Habrá quien diga que el poder político se ha ganado a pulso el asco y la desconfianza de los ciudadanos tras siglos de absolutismo, represión ideológica, oscuridad y violencia, y que el pueblo se ha visto obligado a malvivir con sus medios y a su manera a causa de la dirigencia expoliadora y asesina que le ha tocado en suerte. La idea es cierta y nuestra historia la corrobora. El último episodio, el más terrible, fue el genocidio franquista que mutiló a varias generaciones de españoles, convirtiendo nuestro país en un gigantesco cementerio-cárcel en el que la democracia y las libertades quedaron proscritas. Pero no es menos verdad que hasta la víspera de nuestras desgracias actuales la ciudadanía decidió olvidar su historia, contemporizando ante los pelotazos urbanísticos, la gomina y los Q7 comprados con billetes de 500 euros, evidencias de una corrupción galopante ratificadas por un silencio atronador. 

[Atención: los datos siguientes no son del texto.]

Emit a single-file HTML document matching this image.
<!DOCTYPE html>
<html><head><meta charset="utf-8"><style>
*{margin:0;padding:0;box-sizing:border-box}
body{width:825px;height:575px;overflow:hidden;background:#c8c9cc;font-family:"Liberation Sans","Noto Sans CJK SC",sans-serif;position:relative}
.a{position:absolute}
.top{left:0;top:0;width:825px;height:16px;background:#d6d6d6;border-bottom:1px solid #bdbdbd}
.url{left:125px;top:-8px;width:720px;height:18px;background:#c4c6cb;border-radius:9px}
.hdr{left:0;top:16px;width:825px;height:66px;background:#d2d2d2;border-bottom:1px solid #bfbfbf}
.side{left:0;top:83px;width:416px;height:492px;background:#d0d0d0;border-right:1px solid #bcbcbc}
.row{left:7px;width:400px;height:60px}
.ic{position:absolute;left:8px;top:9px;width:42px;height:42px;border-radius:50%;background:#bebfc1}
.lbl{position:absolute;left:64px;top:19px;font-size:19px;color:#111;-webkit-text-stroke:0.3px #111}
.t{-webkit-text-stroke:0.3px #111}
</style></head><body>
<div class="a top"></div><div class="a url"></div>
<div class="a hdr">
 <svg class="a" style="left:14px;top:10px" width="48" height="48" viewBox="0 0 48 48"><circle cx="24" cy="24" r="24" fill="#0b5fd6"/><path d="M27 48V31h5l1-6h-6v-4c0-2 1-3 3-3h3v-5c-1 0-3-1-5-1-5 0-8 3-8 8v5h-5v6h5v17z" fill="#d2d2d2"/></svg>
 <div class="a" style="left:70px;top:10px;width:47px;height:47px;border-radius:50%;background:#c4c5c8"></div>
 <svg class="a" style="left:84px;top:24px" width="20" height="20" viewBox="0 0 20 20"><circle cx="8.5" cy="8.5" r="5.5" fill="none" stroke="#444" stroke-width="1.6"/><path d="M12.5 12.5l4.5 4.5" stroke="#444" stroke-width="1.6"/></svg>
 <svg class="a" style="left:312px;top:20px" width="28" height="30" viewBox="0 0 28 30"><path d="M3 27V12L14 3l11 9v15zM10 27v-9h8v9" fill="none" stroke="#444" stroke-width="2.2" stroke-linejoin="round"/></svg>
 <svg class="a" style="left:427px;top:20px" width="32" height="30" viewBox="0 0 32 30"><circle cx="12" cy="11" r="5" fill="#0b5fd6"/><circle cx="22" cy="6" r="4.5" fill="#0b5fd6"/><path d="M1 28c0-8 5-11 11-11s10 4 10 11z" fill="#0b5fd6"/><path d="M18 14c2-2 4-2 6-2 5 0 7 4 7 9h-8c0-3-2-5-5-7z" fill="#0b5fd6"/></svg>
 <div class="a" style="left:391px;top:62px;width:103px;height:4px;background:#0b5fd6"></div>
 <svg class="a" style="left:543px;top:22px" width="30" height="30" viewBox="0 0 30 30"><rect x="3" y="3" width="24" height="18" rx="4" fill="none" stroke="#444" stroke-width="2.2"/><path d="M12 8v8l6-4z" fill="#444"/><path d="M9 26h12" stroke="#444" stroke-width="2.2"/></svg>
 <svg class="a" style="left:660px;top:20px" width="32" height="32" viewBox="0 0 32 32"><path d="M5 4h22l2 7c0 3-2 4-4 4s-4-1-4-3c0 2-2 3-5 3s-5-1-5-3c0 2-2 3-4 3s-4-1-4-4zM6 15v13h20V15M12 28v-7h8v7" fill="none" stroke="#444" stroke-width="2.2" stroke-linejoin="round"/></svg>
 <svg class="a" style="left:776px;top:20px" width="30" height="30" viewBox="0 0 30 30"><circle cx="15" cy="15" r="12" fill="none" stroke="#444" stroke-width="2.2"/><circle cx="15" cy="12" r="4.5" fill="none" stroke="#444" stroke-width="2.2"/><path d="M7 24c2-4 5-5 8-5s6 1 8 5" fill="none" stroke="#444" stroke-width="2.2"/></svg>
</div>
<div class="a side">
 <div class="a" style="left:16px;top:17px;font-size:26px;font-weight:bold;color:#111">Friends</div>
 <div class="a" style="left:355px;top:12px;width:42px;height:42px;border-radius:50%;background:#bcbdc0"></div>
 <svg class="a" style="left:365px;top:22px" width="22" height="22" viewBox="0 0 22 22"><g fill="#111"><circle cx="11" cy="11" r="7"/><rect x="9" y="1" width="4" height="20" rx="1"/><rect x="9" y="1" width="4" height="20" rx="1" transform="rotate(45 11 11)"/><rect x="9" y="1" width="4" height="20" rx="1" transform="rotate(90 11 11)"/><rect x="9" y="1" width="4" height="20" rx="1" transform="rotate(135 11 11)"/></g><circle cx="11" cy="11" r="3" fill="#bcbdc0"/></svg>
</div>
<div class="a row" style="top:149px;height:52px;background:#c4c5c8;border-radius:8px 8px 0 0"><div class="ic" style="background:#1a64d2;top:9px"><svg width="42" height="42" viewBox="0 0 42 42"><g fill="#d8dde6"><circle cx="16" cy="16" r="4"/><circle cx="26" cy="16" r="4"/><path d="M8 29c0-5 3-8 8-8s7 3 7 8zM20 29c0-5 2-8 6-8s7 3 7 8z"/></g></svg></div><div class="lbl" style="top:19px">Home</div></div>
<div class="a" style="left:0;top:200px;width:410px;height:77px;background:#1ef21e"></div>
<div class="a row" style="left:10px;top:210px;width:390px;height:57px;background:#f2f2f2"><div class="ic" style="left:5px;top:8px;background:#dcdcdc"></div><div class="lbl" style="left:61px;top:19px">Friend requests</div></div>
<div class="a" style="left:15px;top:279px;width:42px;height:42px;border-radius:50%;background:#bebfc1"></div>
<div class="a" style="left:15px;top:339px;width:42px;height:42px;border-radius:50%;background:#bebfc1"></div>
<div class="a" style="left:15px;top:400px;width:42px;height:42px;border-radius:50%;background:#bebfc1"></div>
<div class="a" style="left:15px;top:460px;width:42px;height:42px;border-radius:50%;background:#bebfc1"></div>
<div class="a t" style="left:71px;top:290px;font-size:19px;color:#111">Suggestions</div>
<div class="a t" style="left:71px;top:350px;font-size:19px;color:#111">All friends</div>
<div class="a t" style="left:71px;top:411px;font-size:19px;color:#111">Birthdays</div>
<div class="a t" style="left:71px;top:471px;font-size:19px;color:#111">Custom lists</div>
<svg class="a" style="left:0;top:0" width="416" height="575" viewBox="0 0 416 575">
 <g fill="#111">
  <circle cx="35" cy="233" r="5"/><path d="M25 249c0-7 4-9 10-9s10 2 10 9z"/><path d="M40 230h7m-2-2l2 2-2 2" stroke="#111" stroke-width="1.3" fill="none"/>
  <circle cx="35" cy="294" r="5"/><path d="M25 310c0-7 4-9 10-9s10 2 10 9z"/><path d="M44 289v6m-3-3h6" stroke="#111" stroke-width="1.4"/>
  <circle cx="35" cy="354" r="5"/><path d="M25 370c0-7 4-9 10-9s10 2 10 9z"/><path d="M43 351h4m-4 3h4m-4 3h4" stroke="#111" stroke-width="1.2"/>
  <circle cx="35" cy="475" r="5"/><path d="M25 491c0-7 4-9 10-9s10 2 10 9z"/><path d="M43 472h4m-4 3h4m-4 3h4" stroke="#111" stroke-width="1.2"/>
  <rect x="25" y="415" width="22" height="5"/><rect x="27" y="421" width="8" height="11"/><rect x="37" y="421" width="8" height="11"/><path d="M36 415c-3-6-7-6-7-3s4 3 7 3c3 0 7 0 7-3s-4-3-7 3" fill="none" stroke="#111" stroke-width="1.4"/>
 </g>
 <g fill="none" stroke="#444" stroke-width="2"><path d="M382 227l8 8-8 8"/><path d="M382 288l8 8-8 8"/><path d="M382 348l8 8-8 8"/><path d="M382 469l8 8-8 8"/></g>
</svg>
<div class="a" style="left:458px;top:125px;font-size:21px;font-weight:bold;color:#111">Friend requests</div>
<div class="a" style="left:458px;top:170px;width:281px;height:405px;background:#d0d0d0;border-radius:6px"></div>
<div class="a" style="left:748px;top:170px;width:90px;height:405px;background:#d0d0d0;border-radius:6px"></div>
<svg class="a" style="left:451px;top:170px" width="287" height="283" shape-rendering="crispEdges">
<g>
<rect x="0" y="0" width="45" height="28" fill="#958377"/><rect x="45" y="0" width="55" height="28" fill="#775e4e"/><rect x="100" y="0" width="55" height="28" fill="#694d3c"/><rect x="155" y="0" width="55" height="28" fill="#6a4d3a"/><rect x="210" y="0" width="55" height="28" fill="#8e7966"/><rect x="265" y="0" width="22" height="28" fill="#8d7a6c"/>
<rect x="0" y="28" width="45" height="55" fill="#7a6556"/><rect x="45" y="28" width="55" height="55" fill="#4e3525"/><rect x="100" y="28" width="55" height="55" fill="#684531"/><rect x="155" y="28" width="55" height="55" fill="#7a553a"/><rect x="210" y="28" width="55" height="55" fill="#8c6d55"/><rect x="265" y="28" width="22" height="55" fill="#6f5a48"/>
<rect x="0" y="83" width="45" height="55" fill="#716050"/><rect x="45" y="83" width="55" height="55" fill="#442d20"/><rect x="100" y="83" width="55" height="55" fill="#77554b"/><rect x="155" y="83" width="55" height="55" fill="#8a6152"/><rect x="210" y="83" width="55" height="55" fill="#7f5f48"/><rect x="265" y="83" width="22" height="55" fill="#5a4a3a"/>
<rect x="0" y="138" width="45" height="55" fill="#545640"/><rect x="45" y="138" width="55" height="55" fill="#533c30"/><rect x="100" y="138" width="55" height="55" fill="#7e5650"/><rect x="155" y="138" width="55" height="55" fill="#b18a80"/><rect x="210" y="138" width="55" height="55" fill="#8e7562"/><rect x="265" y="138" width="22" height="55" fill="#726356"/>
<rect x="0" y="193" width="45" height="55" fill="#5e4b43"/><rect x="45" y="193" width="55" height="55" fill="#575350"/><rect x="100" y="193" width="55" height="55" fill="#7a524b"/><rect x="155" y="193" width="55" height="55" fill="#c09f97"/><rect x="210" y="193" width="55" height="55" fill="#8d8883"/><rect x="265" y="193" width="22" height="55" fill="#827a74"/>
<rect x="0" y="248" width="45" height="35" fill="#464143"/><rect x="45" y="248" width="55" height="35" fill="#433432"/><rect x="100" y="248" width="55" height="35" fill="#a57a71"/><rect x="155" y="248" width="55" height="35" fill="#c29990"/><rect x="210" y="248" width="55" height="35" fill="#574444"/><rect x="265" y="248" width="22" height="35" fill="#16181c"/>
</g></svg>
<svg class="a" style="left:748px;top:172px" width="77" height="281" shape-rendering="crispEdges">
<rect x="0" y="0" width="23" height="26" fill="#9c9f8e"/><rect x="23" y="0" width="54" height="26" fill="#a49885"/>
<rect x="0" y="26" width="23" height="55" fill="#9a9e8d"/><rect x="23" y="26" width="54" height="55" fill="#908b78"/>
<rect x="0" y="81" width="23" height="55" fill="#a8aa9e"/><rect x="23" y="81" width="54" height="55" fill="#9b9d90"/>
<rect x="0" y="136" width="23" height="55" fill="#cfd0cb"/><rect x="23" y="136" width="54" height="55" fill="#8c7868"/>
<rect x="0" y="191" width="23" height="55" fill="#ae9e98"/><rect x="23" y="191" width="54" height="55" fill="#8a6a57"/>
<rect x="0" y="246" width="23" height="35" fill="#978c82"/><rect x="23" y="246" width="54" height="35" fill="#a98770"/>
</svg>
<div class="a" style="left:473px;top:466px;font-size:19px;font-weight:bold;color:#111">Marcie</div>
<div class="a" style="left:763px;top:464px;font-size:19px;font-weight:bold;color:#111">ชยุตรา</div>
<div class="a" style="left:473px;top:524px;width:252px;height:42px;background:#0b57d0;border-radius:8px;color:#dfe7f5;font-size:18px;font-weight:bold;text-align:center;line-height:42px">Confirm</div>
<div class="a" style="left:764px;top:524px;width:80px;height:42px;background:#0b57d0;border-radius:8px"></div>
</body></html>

Hay que decirlo aunque moleste: ante la burbuja la mayoría de los ciudadanos abdicó en actitud vergonzante, degradándose a plebe, con la conciencia anestesiada por el olor del dinero. ¿O es que nadie se acuerda de cómo eran reelegidos los partidos y los políticos más corruptos y mentirosos en Marbella, Madrid, Alicante, Valencia, Orense o Castellón? Ocurre ahora, y aquí radica el cambio, que lo que antes se envidiaba (el cohecho, el fraude, la contabilidad en B con B de Bárcenas, los poceros,  mariocondes, etc.) ahora escuece, porque no es agradable ver cómo la corriente del soborno y del expolio de lo público va a una minoría mientras la mayoría se hunde en la miseria.

Lo que está por ver es que la condición moral del ciudadanos que ahora se queja haya cambiado, aunque no se descarta que ocurra en el futuro. No obstante, por ahora lo único que queda demostrado es que la crisis es la levadura del cambio y no al revés. ¿Cómo explicar si no treinta años de bipartidismo asfixiante, con casos de corrupción suficientemente graves?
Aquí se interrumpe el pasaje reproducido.